Preise u. a. 1982 Förderpreis zum Georg-Trakl-Preis, 2004 Anton-Wildgans-Preis, 2006 Österreichischer Würdigungspreis für Literatur, 2011 Landeskulturpreis für Literatur des Landes Oberösterreich.

Christa Gürtler

 

Katzenspur, Verse und Marginalien. Salzburg 1985. - Weiterleben, Gedichte. Salzburg 1988. - Drei Sätze, Gedichte. Salzburg 1991. - Landsolo, Gedichte. Salzburg 1993. - Anti Amor, Erzählung. Stuttgart 1994. - Das Verneinen der Pendeluhr, Gedichte. Stuttgart 1996. - Die Berührung, Gedichte. Stuttgart 1998. - Mensch. Verwandlungen. Stuttgart 1999. - Engel der Dichtung, Eine Lesereise. Stuttgart 2000. - Vom Schwimmen im Glück, Gedichte. Stuttgart 2001. - Logik der Wolken, Prosa. München 2004. - Kurze Geschichte vom ersten Verliebtsein. München 2005. - Die schönen bitteren Wochen des Johann Nepomuk, Roman. München 2006. - Flora und Fleisch, Gedichte. Meran 2010. - Eigenleben, oder wie schreibt man eine Novelle. Innsbruck 2011. - Salzburg. Hamburg 2012.
Übersetzungen:
Der Mönch von Salzburg: Die weltliche Dichtung. Übertragen von C. W. Aigner. Ausgabe der mittelalterlichen Texte von Franz Viktor Spechtler. Salzburg 1995. - Federigo Tozzi: Tiere, Dinge, Personen / Bestie, cose, persone. München 1997. - Giuseppe Ungaretti: Zeitspüren. Gedichte ausgew. u. übertr. von C. W. Aigner. Stuttgart, München 2003. - Poesia italiana. Italienische Lyrik ausgew. u. übertr. von C. W. Aigner. Salzburg 2015.
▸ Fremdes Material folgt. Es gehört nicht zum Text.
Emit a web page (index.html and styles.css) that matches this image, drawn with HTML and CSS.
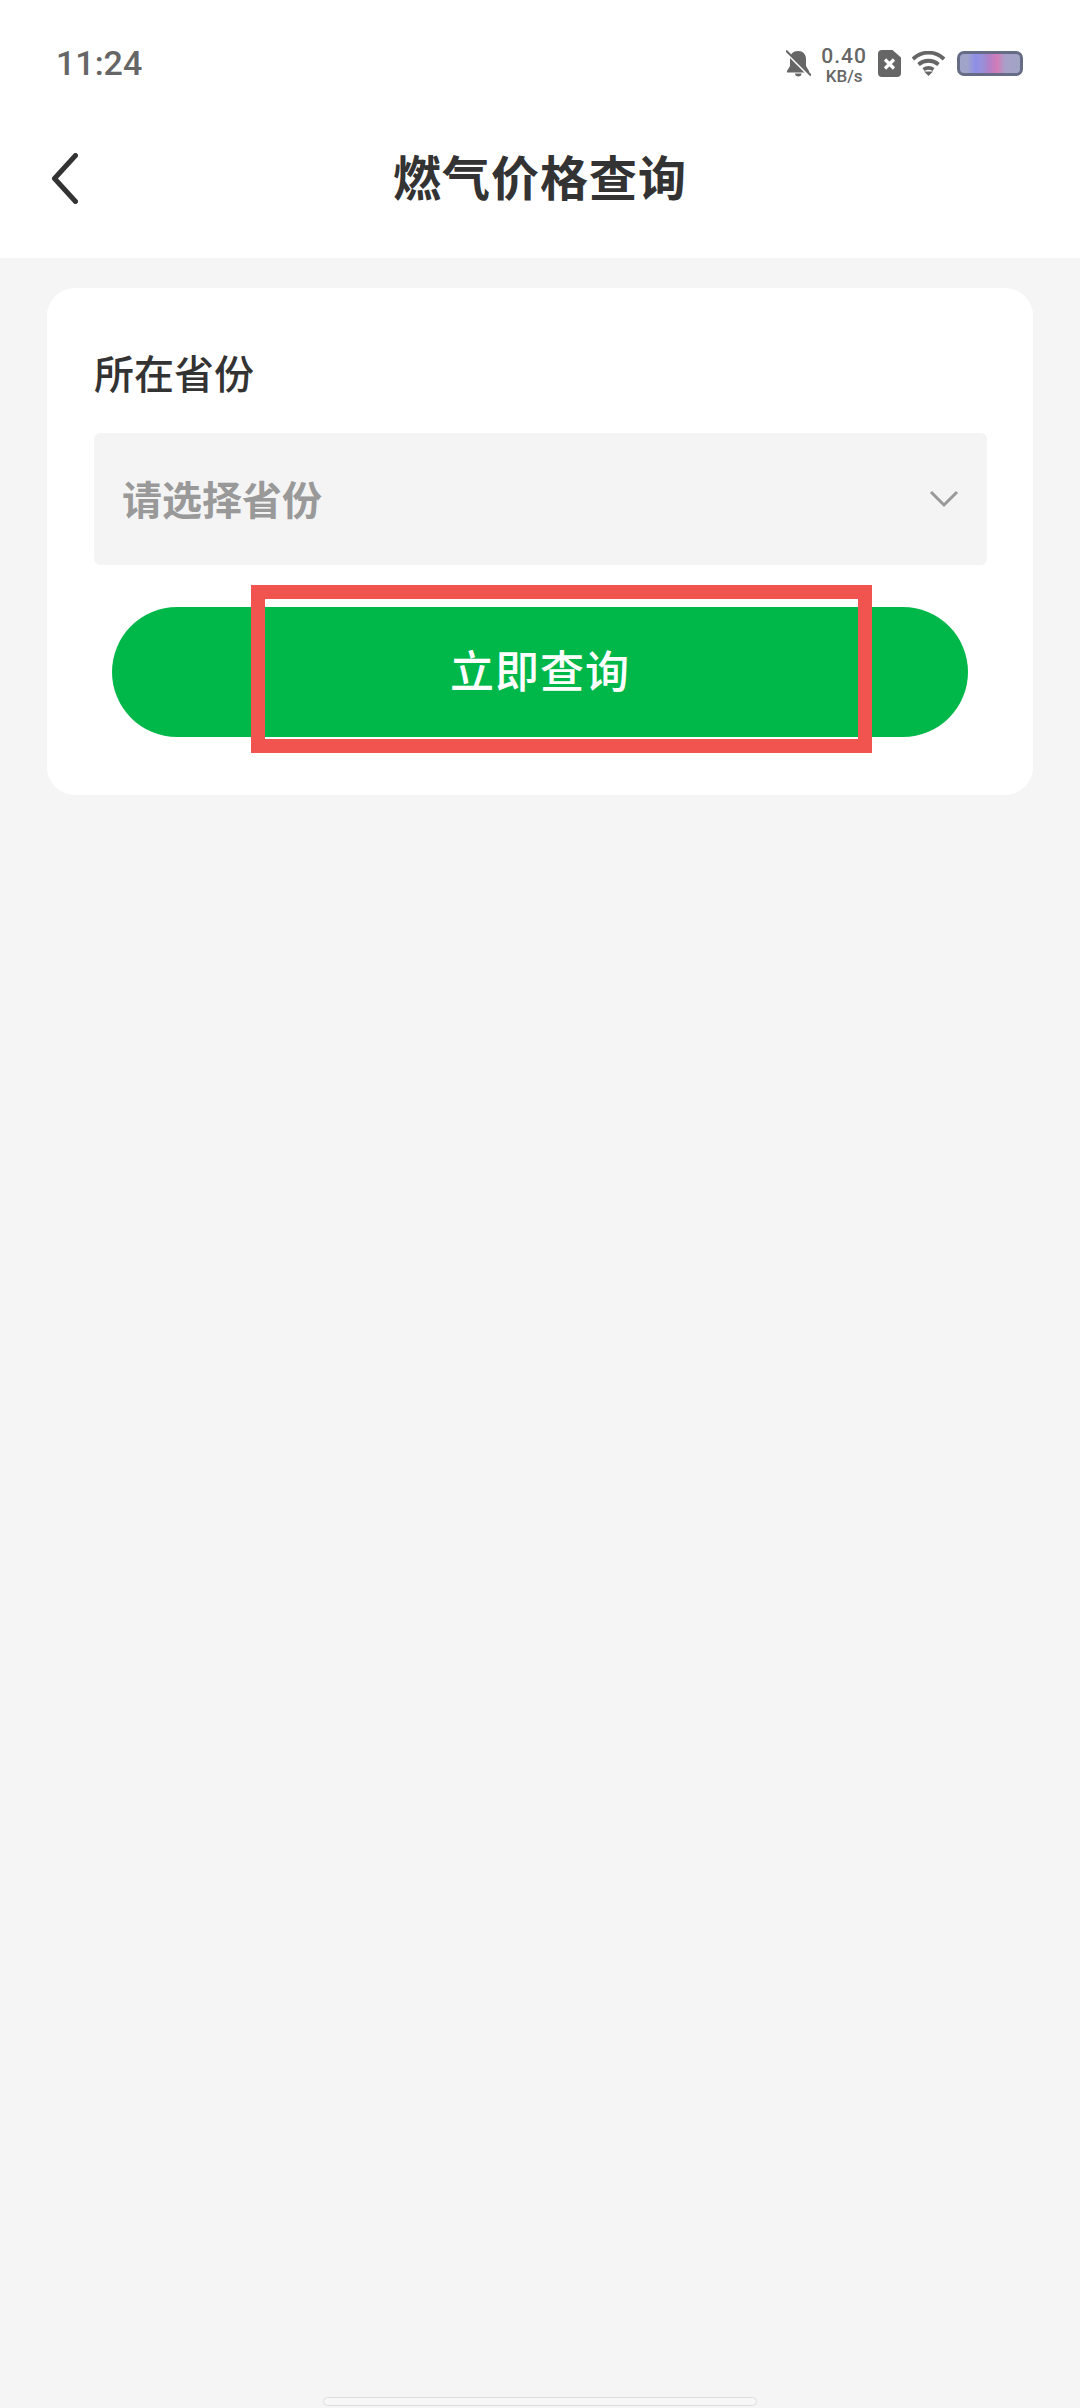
FILE: index.html
```html
<!DOCTYPE html>
<html lang="zh-CN">
<head>
    <meta charset="UTF-8">
    <meta name="viewport" content="width=device-width, initial-scale=1.0">
    <title>燃气价格查询</title>
    <link rel="stylesheet" href="styles.css">
</head>
<body>
    <!-- Status bar -->
    <div class="status-bar">
        <span class="time">11:24</span>
        <div class="status-icons">
            <svg width="25" height="27" viewBox="0 0 25 27">
                <path d="M12 1c-5 0-8 3.500-8 8v7l-3 5v1.500h22v-1.500l-3-5v-7c0-4.500-3-8-8-8z" fill="#666"/>
                <path d="M9 23.500h6.500c0 2-1.300 3-3.200 3s-3.300-1-3.300-3z" fill="#666"/>
                <path d="M0 2l24 24" stroke="#fff" stroke-width="3"/>
                <path d="M0 0.500l25 25" stroke="#666" stroke-width="2"/>
            </svg>
            <div class="speed">
                <span class="speed-value">0.40</span>
                <span class="speed-unit">KB/s</span>
            </div>
            <svg width="23" height="27" viewBox="0 0 23 27">
                <path d="M4 0h10.500l8.500 7.500v15.500a4 4 0 0 1-4 4H4a4 4 0 0 1-4-4V4a4 4 0 0 1 4-4z" fill="#666"/>
                <path d="M7 9.500l9 9M16 9.500l-9 9" stroke="#fff" stroke-width="3.200"/>
            </svg>
            <svg class="wifi" width="33" height="25" viewBox="0 0 33 25" fill="none" stroke="#666" stroke-width="3.800">
                <path d="M1 8c9-8.500 22-8.500 31 0"/>
                <path d="M6.500 13.500c6-5 14-5 20 0"/>
                <path d="M11.500 18.500c3-2 7-2 10 0"/>
                <path d="M12 20.500h9l-4.500 4.500z" fill="#666" stroke="none"/>
            </svg>
            <div class="battery"></div>
        </div>
    </div>

    <!-- Title bar -->
    <div class="title-bar">
        <svg class="back" width="26" height="51" viewBox="0 0 26 51" fill="none">
            <path d="M23.500 2.500L2.500 25.500l21 23" stroke="#333" stroke-width="5" stroke-linecap="round" stroke-linejoin="round"/>
        </svg>
        <h1>燃气价格查询</h1>
    </div>

    <!-- Query form -->
    <div class="card">
        <div class="label">所在省份</div>
        <div class="select">
            <span>请选择省份</span>
            <svg width="30" height="18" viewBox="0 0 30 18" fill="none">
                <path d="M2 2l13 13L28 2" stroke="#999" stroke-width="3"/>
            </svg>
        </div>
        <div class="query-wrap">
            <button class="query">立即查询</button>
            <div class="highlight"></div>
        </div>
    </div>

    <div class="home-bar"></div>
</body>
</html>
```

FILE: styles.css
```css
html, body {
    margin: 0;
    height: 2408px;
}
body {
    display: flex;
    flex-direction: column;
    overflow: hidden;
    background-color: #f5f5f5;
    font-family: "Noto Sans CJK SC", "Noto Sans", sans-serif;
    color: #333;
}
.status-bar {
    display: flex;
    justify-content: space-between;
    align-items: center;
    height: 126px;
    padding: 0 57px 0 56px;
    background-color: #fff;
    box-sizing: border-box;
}
.time {
    font-family: Roboto, sans-serif;
    font-size: 34px;
    font-weight: 500;
    color: #666;
}
.status-icons {
    display: flex;
    align-items: center;
}
.speed {
    display: flex;
    flex-direction: column;
    align-items: center;
    margin: 3px 11px 0 10px;
    font-family: Roboto, sans-serif;
    font-weight: 500;
    color: #666;
}
.speed-value {
    font-size: 21px;
    line-height: 22px;
    letter-spacing: 1px;
}
.speed-unit {
    font-size: 17px;
    line-height: 18px;
}
.wifi {
    margin-left: 11px;
}
.battery {
    width: 66px;
    height: 25px;
    margin-left: 12px;
    border: 3px solid #666c86;
    border-radius: 7px;
    box-sizing: border-box;
    background: linear-gradient(90deg, #a0a4c8 0%, #a0a4c8 12%, #8f8fe8 25%, #9a90d8 38%, #b080c8 48%, #d27cb8 62%, #a8a0c8 75%, #a0a4c4 100%);
}
.title-bar {
    display: grid;
    grid-template-columns: 1fr auto 1fr;
    align-items: center;
    height: 132px;
    padding-bottom: 28px;
    background-color: #fff;
    box-sizing: border-box;
}
.title-bar h1 {
    margin: -6px 0 0;
    font-size: 48px;
    font-weight: 700;
    letter-spacing: 1px;
    color: #333;
}
.back {
    margin-left: 52px;
}
.card {
    margin: 30px 47px 0;
    padding: 0 46px 58px 47px;
    background-color: #fff;
    border-radius: 28px;
}
.label {
    padding-top: 60px;
    height: 85px;
    font-size: 40px;
    font-weight: 500;
    line-height: 48px;
    color: #333;
}
.select {
    display: flex;
    align-items: center;
    justify-content: space-between;
    height: 132px;
    padding: 0 28px;
    background-color: #f4f4f4;
    border-radius: 6px;
    font-size: 40px;
    font-weight: 700;
    color: #999;
}
.select span {
    margin-top: -2px;
}
.query-wrap {
    position: relative;
    margin: 42px 19px 0 18px;
}
.query {
    display: block;
    width: 100%;
    height: 130px;
    padding: 0 0 7px;
    border: none;
    border-radius: 65px;
    background-color: #00b84a;
    color: #fff;
    font-family: inherit;
    font-size: 44px;
    font-weight: 500;
    letter-spacing: 1px;
}
.highlight {
    position: absolute;
    left: 139px;
    top: -22px;
    width: 621px;
    height: 168px;
    border: 14px solid #f1544e;
    box-sizing: border-box;
}
.home-bar {
    align-self: center;
    width: 434px;
    height: 9px;
    margin-top: auto;
    margin-bottom: 2px;
    background-color: #f7f7f7;
    border: 1px solid #ddd;
    border-radius: 5px;
    box-sizing: border-box;
}
```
Holzner, Johann: "Wunderschön das Überflüssigsein der Klage". Über Gedichte von Jan Skácel, Reiner Kunze und C. W. Aigner. In: Jacques Jalarrige (Hg.): Vom Gedicht zum Zyklus, vom Zyklus zum Werk. Innsbruck, Wien 2000, 213-240. - Kirsch, Sarah: Ein seltener Glückskarfunkel. In: Die Zeit, 8.10.1993. - Längle, Ulrike: An den Hüften vorbei. In: Die Presse, 14.10.2006.